Hundreds of studies in animals and cells were considered in the evaluation as part of the evidence for potential human effects. Many of these studies showed little or no effect, raising questions about the weak associations seen in some epidemiologic studies. But the international criteria agreed upon gave great weight to human carcinogenicity.

The panel began this review six months ago when members prepared summaries of the data. They convened ten days ago in Brooklyn Park, a suburb of Minneapolis, where they debated the quality and meaning of the scientific evidence. Some of the expert panel members came from Sweden, Japan, Italy and France. After a further public comment period, NIEHS Director Kenneth Olden, Ph.D., will use the report as he prepares his own report to Congress on the issue.

Congress and industry have accelerated EMF research over the past six years, with Congress appropriating $23 million and the electrical industry matching it. NIEHS used an additional $10 million of its own appropriated funds to supplement the research as needed.

Public concern about EMF and cancer was stimulated by a 1979 study in Denver, Colo., that found that a group of children who had died from leukemia and other cancers were two to three times more likely to have lived within 131 feet of a high current electrical transmission or distribution line. A 1995 publication lists 14 such studies-eight of them showing a possible link to some cancers but only four of them at levels considered statistically significant. The nine studies considered best by the panel were used for their evaluation.

The concern eventually encompassed electric blankets for children and other appliances, as well as the wiring in homes and the very high levels of EMF in some industries. (Electric blankets and some other appliances have been redesigned, greatly reducing their EMF.)

Although the Department of Energy and the NIEHS, a part of the National Institutes of Health, already had been conducting and supporting some EMF-related research, Congress accelerated the work under a program called EMF/RAPID.

While epidemiological studies continued to try to clarify possible effects in people, EMF/RAPID concentrated on studies in biological systems, fowl and rodents that might support or contradict an EMF effect.

Other studies considered by the panel of experts were performed on cells, and computer simulations were also used.

A copy of the report, or a non-technical summary, will be available in late July and can be requested by writing EMF/RAPID, NIEHS, PO Box 12233, Research Triangle Park, NC 27709. The report and summary will also be on the EMF/RAPID web site: http://www.niehs.nih.gov/health/topics/agents/emf/index.cfm.
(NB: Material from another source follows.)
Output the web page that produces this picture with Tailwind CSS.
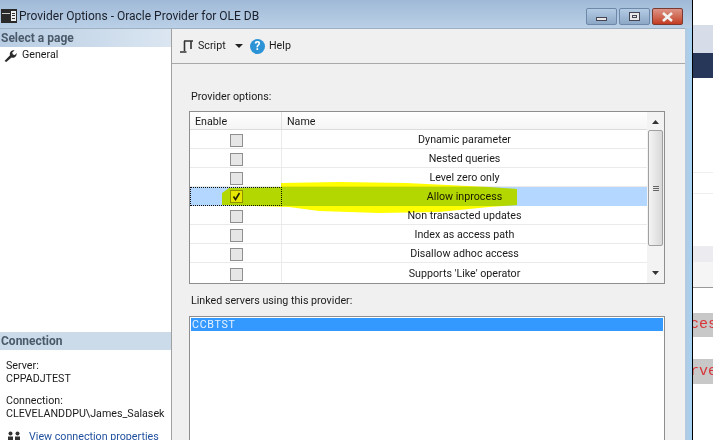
<!DOCTYPE html>
<html lang="en">
<head>
    <meta charset="UTF-8">
    <title>Provider Options</title>
    <script src="https://cdn.jsdelivr.net/npm/@tailwindcss/browser@4"></script>
</head>
<body class="w-[713px] h-[440px] overflow-hidden bg-white font-['Roboto',sans-serif] text-[10.7px] text-[#1a1a1a]">
<div class="flex h-[440px]">

    <!-- Dialog window -->
    <div class="w-[692px] shrink-0 h-full flex flex-col bg-[#b9d0e8]">

        <!-- Title bar -->
        <div class="h-[28px] shrink-0 flex items-center bg-gradient-to-b from-[#a0b9d6] to-[#bad0e7] relative">
            <svg class="ml-[1px] mt-[4px]" width="16" height="14" viewBox="0 0 16 14">
                <rect x="0" y="0" width="16" height="14" fill="#2a2a2a"/>
                <rect x="1" y="4" width="8" height="1" fill="#ccc"/>
                <rect x="10" y="2" width="5" height="10" fill="#eee"/>
                <rect x="11" y="4" width="3" height="1" fill="#333"/>
                <rect x="11" y="6" width="3" height="1" fill="#333"/>
                <rect x="11" y="9" width="3" height="1" fill="#333"/>
            </svg>
            <span class="ml-[2px] mt-[4px] text-[12px] text-[#1a1f2a]">Provider Options - Oracle Provider for OLE DB</span>
            <div class="absolute left-[586px] top-[8px] flex gap-[2px]">
                <div class="w-[31px] h-[17px] rounded-[2px] border border-[#6d88a8] bg-gradient-to-b from-[#b4cbe4] to-[#8ca8c6] flex items-end justify-center pb-[3px]">
                    <div class="w-[11px] h-[4px] bg-[#e8e8e8] border border-[#445]"></div>
                </div>
                <div class="w-[31px] h-[17px] rounded-[2px] border border-[#6d88a8] bg-gradient-to-b from-[#b4cbe4] to-[#8ca8c6] flex items-center justify-center">
                    <div class="w-[11px] h-[9px] bg-[#e8e8e8] border border-[#445] flex items-center justify-center"><div class="w-[5px] h-[3px] border border-[#445]"></div></div>
                </div>
                <div class="w-[31px] h-[17px] rounded-[2px] border border-[#7a3a30] bg-gradient-to-b from-[#dc9386] to-[#c23a1e] flex items-center justify-center">
                    <svg width="13" height="10" viewBox="0 0 13 10"><path d="M2 1l9 8M11 1l-9 8" stroke="#f2f2f2" stroke-width="2.6"/></svg>
                </div>
            </div>
        </div>

        <!-- Body and right window frame -->
        <div class="flex-1 min-h-0 flex">
        <div class="flex-1 min-w-0 flex bg-[#f0f0f0] border-t border-[#9fb0c2]">

            <!-- Left panel -->
            <div class="w-[172px] shrink-0 h-full bg-white border-r border-[#a0a0a0] flex flex-col overflow-hidden">
                <div class="h-[18px] pl-[1px] text-[12px] font-bold text-[#4a5a6a] bg-gradient-to-r from-[#b8cde3] to-[#dbe6f1] leading-[18px]">Select a page</div>
                <div class="h-[16px] flex items-center pl-[3px]">
                    <svg width="14" height="13" viewBox="0 0 14 13"><path d="M1.5 12L7 6.2C6.3 3.5 8.3 1 11.5 1.4L9.2 3.6l.7 2 2 .5 1.8-2.2C14 7.5 11 9.4 8.6 8.4L3.3 13z" fill="#2c2c2c"/></svg>
                    <span class="ml-[5px]">General</span>
                </div>
                <div class="flex-1"></div>
                <div class="h-[108px] shrink-0 flex flex-col">
                    <div class="h-[18px] shrink-0 pl-[1px] text-[12px] font-bold text-[#4a5a6a] bg-[#ccdbe9] leading-[18px]">Connection</div>
                    <div class="h-[70px] shrink-0 pl-[6px] pt-[9px] leading-[13px] whitespace-nowrap">
                        <p>Server:</p>
                        <p>CPPADJTEST</p>
                        <p class="mt-[9px]">Connection:</p>
                        <p>CLEVELANDDPU\James_Salasek</p>
                    </div>
                    <div class="h-[20px] shrink-0 pl-[7px] pt-[10px] flex items-start whitespace-nowrap">
                        <svg class="mt-[1px]" width="15" height="11" viewBox="0 0 15 11"><circle cx="3.5" cy="2.5" r="2" fill="#333"/><circle cx="10.5" cy="2.5" r="2" fill="#333"/><rect x="1" y="5.5" width="5" height="5" fill="#333"/><rect x="8" y="5.5" width="5" height="5" fill="#333"/></svg>
                        <a class="ml-[7px] text-[#1f4f9e] leading-[13px]">View connection properties</a>
                    </div>
                </div>
            </div>

            <!-- Right panel -->
            <div class="flex-1 min-w-0 h-full flex flex-col">
                <div class="h-[35px] shrink-0 flex items-center pl-[7px] border-b border-[#a8a8a8]">
                    <svg width="15" height="15" viewBox="0 0 15 15"><path d="M5 2h9M5.5 2v10M12 2v8M1 13h6.5" stroke="#333" stroke-width="1.6" fill="none"/></svg>
                    <span class="ml-[4px] w-[28px]">Script</span>
                    <svg class="ml-[9px]" width="8" height="4" viewBox="0 0 8 4"><path d="M0 0h8L4 4z" fill="#222"/></svg>
                    <div class="ml-[7px] w-[15px] h-[15px] rounded-full bg-[#2b93d6] text-white font-bold text-[12px] leading-[15px] text-center">?</div>
                    <span class="ml-[4px]">Help</span>
                </div>

                <div class="flex-1 min-h-0 pl-[17px] pr-[20px]">
                    <p class="pt-[26px] pl-[2px] leading-[13px]">Provider options:</p>

                    <!-- Options grid -->
                    <div class="mt-[8px] border border-[#8e8e8e] bg-white h-[173px] flex">
                        <div class="relative flex-1 min-w-0 flex flex-col">
                            <div class="h-[18px] flex border-b border-[#dcdcdc] bg-gradient-to-b from-white to-[#f5f5f5] leading-[19px]">
                                <div class="w-[92px] pl-[5px] border-r border-[#e2e2e2]">Enable</div>
                                <div class="pl-[5px]">Name</div>
                            </div>
                            <div class="h-[19px] flex border-b border-[#eaeaea]"><div class="w-[92px] pt-[3px] pl-[1px] flex items-center justify-center border-r border-[#eaeaea]"><div class="w-[13px] h-[13px] border border-[#8f8f8f] bg-[#e6e6e6]"></div></div><div class="flex-1 flex items-center justify-center pt-[3px]">Dynamic parameter</div></div>
                            <div class="h-[19px] flex border-b border-[#eaeaea]"><div class="w-[92px] pt-[3px] pl-[1px] flex items-center justify-center border-r border-[#eaeaea]"><div class="w-[13px] h-[13px] border border-[#8f8f8f] bg-[#e6e6e6]"></div></div><div class="flex-1 flex items-center justify-center pt-[3px]">Nested queries</div></div>
                            <div class="h-[19px] flex border-b border-[#eaeaea]"><div class="w-[92px] pt-[3px] pl-[1px] flex items-center justify-center border-r border-[#eaeaea]"><div class="w-[13px] h-[13px] border border-[#8f8f8f] bg-[#e6e6e6]"></div></div><div class="flex-1 flex items-center justify-center pt-[3px]">Level zero only</div></div>
                            <!-- selected row -->
                            <div class="h-[19px] flex bg-[#b3d7ff]">
                                <div class="w-[92px] pl-[1px] flex items-center justify-center border border-dotted border-[#111]"><div class="w-[13px] h-[13px] border border-[#8f8f8f] bg-[#e6e6e6] flex items-center justify-center"><svg width="9" height="9" viewBox="0 0 9 9"><path d="M1.5 4.5l2 3 4-6.5" stroke="#222" stroke-width="1.6" fill="none"/></svg></div></div>
                                <div class="flex-1 flex items-center justify-center pt-[2px]">Allow inprocess</div>
                            </div>
                            <div class="h-[19px] flex border-b border-[#eaeaea]"><div class="w-[92px] pt-[3px] pl-[1px] flex items-center justify-center border-r border-[#eaeaea]"><div class="w-[13px] h-[13px] border border-[#8f8f8f] bg-[#e6e6e6]"></div></div><div class="flex-1 flex items-center justify-center pt-[3px]">Non transacted updates</div></div>
                            <div class="h-[19px] flex border-b border-[#eaeaea]"><div class="w-[92px] pt-[3px] pl-[1px] flex items-center justify-center border-r border-[#eaeaea]"><div class="w-[13px] h-[13px] border border-[#8f8f8f] bg-[#e6e6e6]"></div></div><div class="flex-1 flex items-center justify-center pt-[3px]">Index as access path</div></div>
                            <div class="h-[19px] flex border-b border-[#eaeaea]"><div class="w-[92px] pt-[3px] pl-[1px] flex items-center justify-center border-r border-[#eaeaea]"><div class="w-[13px] h-[13px] border border-[#8f8f8f] bg-[#e6e6e6]"></div></div><div class="flex-1 flex items-center justify-center pt-[3px]">Disallow adhoc access</div></div>
                            <div class="h-[19px] flex"><div class="w-[92px] pt-[3px] pl-[1px] flex items-center justify-center border-r border-[#eaeaea]"><div class="w-[13px] h-[13px] border border-[#8f8f8f] bg-[#e6e6e6]"></div></div><div class="flex-1 flex items-center justify-center pt-[3px]">Supports 'Like' operator</div></div>

                            <!-- yellow marker scribble, multiplied over the rows -->
                            <svg class="absolute left-0 top-0 mix-blend-multiply pointer-events-none" width="457" height="160" viewBox="191 112 457 160">
                                <path d="M223 193L230 188L282 187L282 183L340 182L407 183L490 187L518 189L518 205L490 207L440 212L380 213L320 211L290 207L223 205Z" fill="#ffff00"/>
                            </svg>
                        </div>
                        <!-- Scrollbar -->
                        <div class="w-[17px] shrink-0 bg-[#f3f3f3] flex flex-col items-center">
                            <svg class="mt-[8px]" width="7" height="4" viewBox="0 0 7 4"><path d="M0 4h7L3.5 0z" fill="#333"/></svg>
                            <div class="mt-[6px] w-[15px] h-[116px] rounded-[2px] border border-[#a0a0a0] bg-gradient-to-r from-[#f4f4f4] to-[#d8d8d8] flex flex-col items-center justify-center gap-[1px]">
                                <div class="w-[6px] h-[1px] bg-[#666]"></div><div class="w-[6px] h-[1px] bg-[#666]"></div><div class="w-[6px] h-[1px] bg-[#666]"></div>
                            </div>
                            <svg class="mt-[25px]" width="7" height="4" viewBox="0 0 7 4"><path d="M0 0h7L3.5 4z" fill="#333"/></svg>
                        </div>
                    </div>

                    <p class="mt-[10px] pl-[2px] leading-[13px]">Linked servers using this provider:</p>

                    <!-- Linked servers list -->
                    <div class="mt-[9px] h-[140px] border border-[#8e8e8e] bg-white p-[1px]">
                        <div class="h-[13px] bg-[#3399ff] text-[#e8f2ff] pl-[1px] leading-[13px] tracking-[0.7px]">CCBTST</div>
                    </div>
                </div>
            </div>
        </div>
        <div class="w-[7px] shrink-0 bg-gradient-to-r from-[#b5c9e0] to-[#a4d2f4]"></div>
        </div>
    </div>

    <!-- Other app behind the dialog -->
    <div class="flex-1 min-w-0 h-full border-l border-black flex flex-col overflow-hidden font-['Liberation_Mono',monospace] text-[15px] text-[#d9363a]">
        <div class="h-[25px] shrink-0 bg-white"></div>
        <div class="h-[28px] shrink-0 bg-[#d6dce8]"></div>
        <div class="h-[25px] shrink-0 bg-[#27375a]"></div>
        <div class="h-[95px] shrink-0 bg-white border-b border-[#eeeeee]"></div>
        <div class="h-[21px] shrink-0 bg-white border-b border-[#eeeeee]"></div>
        <div class="h-[52px] shrink-0 bg-white"></div>
        <div class="h-[16px] shrink-0 bg-[#ececf0]"></div>
        <div class="h-[26px] shrink-0 bg-[#f5f5f5] border-b border-[#999999]"></div>
        <div class="h-[25px] shrink-0 bg-white"></div>
        <div class="h-[24px] shrink-0 bg-[#c8c8c8] leading-[24px] whitespace-nowrap -indent-[3px]">ces</div>
        <div class="h-[22px] shrink-0 bg-white"></div>
        <div class="h-[25px] shrink-0 bg-[#c8c8c8] leading-[25px] whitespace-nowrap -indent-[3px]">rve</div>
    </div>
</div>
</body>
</html>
Public comments on the report agreed to today will be sought for two months. There will also be hearings for public comment in San Francisco, Chicago and Washington in August (planning continues) and in Tucson, Ariz., Sept. 14-15.

Research on EMF-related issues is likely to continue. Its focus may be re-directed on the advice of the expert panel and others. NIEHS Director Olden's report to Congress is not required by law to follow the views of the experts but their views, requested by NIEHS, are likely to get great weight.

Arnold L. Brown, M.D., of the University of Wisconsin at Madison, was vice chair. The panel was convened and organized by Christopher J. Portier, Ph.D., chief of the Laboratory of Computational Biology and Risk Analysis at the NIEHS, with advice from the National EMF Interagency Committee chaired by Shirley D. Linde of Los Angeles, and the National EMF Interagency Committee representing 11 federal regulatory agencies. Some of the experts have done research on EMF while others have distinguished themselves in other research fields. The scientists were assembled from organizations in Sweden, France, Japan and Italy as well as from Battelle Pacific Northwest Laboratory in Richland, Wash., the National Institute for Occupational Safety and Health in Cincinnati, Ohio, Northwestern University Medical School in Chicago, the Oak Ridge National Laboratory in Tennessee, the Midwest Research Institute in Kansas City, Mo., the State University of New York at Stony Brook, and the Johns Hopkins University in Baltimore, Md.

Members of national advisory groups, members of the public and the press observed the discussions throughout the lengthy, open meeting.